Japanese Government Honors Professor Frank K. Upham

The Japanese government announced that it is awarding the Order of the Rising Sun, Gold Rays and Neck Ribbon to Frank K. Upham, the Wilf Family Professor of Property Law emeritus at NYU School of Law and co-founder of the U.S.-Asia Law Institute.  It is one of the highest honors that the government of Japan confers upon foreign nationals.  

Frank K. Upham

The Ministry of Foreign Affairs’ announcement said that Professor Upham was being honored for his contributions “to developing Japanese studies in the United States and promoting mutual understanding between Japan and the United States.” The Consulate General of Japan in New York added: “Professor Upham has actively promoted exchange among legal professionals and scholars in the U.S. and Asian countries including Japan, and has contributed to the globalization of the Japanese legal profession and the building of networks among the Japanese, U.S., and Asian legal communities.”
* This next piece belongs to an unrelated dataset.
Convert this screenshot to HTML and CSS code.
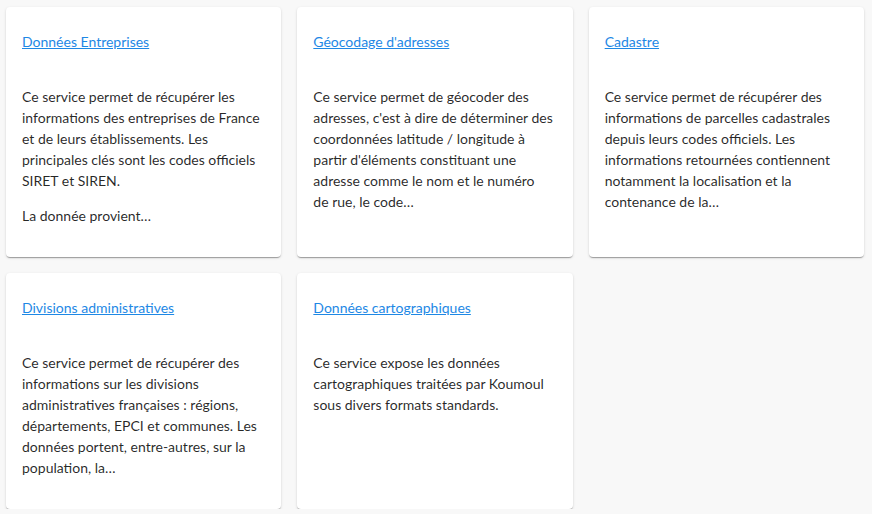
FILE: index.html
```html
<!DOCTYPE html>
<html lang="fr">
<head>
<meta charset="utf-8">
<link rel="stylesheet" href="styles.css">
</head>
<body>
<main class="grid">
  <article class="card">
    <h2 class="card-title"><a href="#">Données Entreprises</a></h2>
    <div class="card-text">
      <p>Ce service permet de récupérer les informations des entreprises de France et de leurs établissements. Les principales clés sont les codes officiels SIRET et SIREN.</p>
      <p>La donnée provient…</p>
    </div>
  </article>
  <article class="card">
    <h2 class="card-title"><a href="#">Géocodage d'adresses</a></h2>
    <div class="card-text">
      <p>Ce service permet de géocoder des adresses, c'est à dire de déterminer des coordonnées latitude / longitude à partir d'éléments constituant une adresse comme le nom et le numéro de&nbsp;rue, le code…</p>
    </div>
  </article>
  <article class="card">
    <h2 class="card-title"><a href="#">Cadastre</a></h2>
    <div class="card-text">
      <p>Ce service permet de récupérer des informations de parcelles cadastrales depuis leurs codes officiels. Les informations retournées contiennent notamment la localisation et la contenance de la…</p>
    </div>
  </article>
  <article class="card">
    <h2 class="card-title"><a href="#">Divisions administratives</a></h2>
    <div class="card-text">
      <p>Ce service permet de récupérer des informations sur les divisions administratives françaises : régions, départements, EPCI et communes. Les données portent, entre-autres, sur la population, la…</p>
    </div>
  </article>
  <article class="card">
    <h2 class="card-title"><a href="#">Données cartographiques</a></h2>
    <div class="card-text">
      <p>Ce service expose les données cartographiques traitées par Koumoul sous divers formats standards.</p>
    </div>
  </article>
</main>
</body>
</html>
```
FILE: styles.css
```css
html, body {
  margin: 0;
  padding: 0;
  background: #f8f8f8;
}
body {
  font-family: Lato, "Noto Sans", sans-serif;
  font-size: 14px;
  color: rgba(0, 0, 0, 0.85);
}
.grid {
  display: grid;
  grid-template-columns: repeat(3, 1fr);
  gap: 16px;
  padding: 7px 8px 0 6px;
}
.card {
  background: #fff;
  border-radius: 4px;
  box-shadow: 0 2px 1px -1px rgba(0,0,0,.2), 0 1px 1px 0 rgba(0,0,0,.14), 0 1px 3px 0 rgba(0,0,0,.12);
  padding: 25px 16px 31px;
}
.card-title {
  margin: 0 0 34px;
  font-size: 14px;
  font-weight: 400;
  line-height: 20px;
}
.card-title a {
  color: #1e88e5;
}
.card-text p {
  margin: 0 0 14px;
  line-height: 21px;
}
.card-text p:last-child {
  margin-bottom: 0;
}
```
Professor Upham’s scholarship has focused on Japan. His book Law and Social Change in Postwar Japan received the Thomas J. Wilson Prize from Harvard University Press in 1987. The book became a standard reference for discussions of Japanese law and its social and political role in contemporary Japan.  

Professor Upham graduated from the Woodrow Wilson School of Public and International Affairs at Princeton University and Harvard Law School. He joined the NYU Law faculty in 1994 after teaching at Ohio State, Harvard, and Boston College law schools. He also spent considerable time at various institutions in Asia, including as a Japan Foundation Fellow and visiting scholar at Doshisha University in 1977 and a research fellow of the Japan Society for the Promotion of Science at Sophia University in 1986.   

For many years, Professor Upham taught first-year property law, law and development, and a variety of courses and seminars on comparative law and society. Since retiring in 2022, he has been teaching a fall semester seminar called Law, Film and Culture.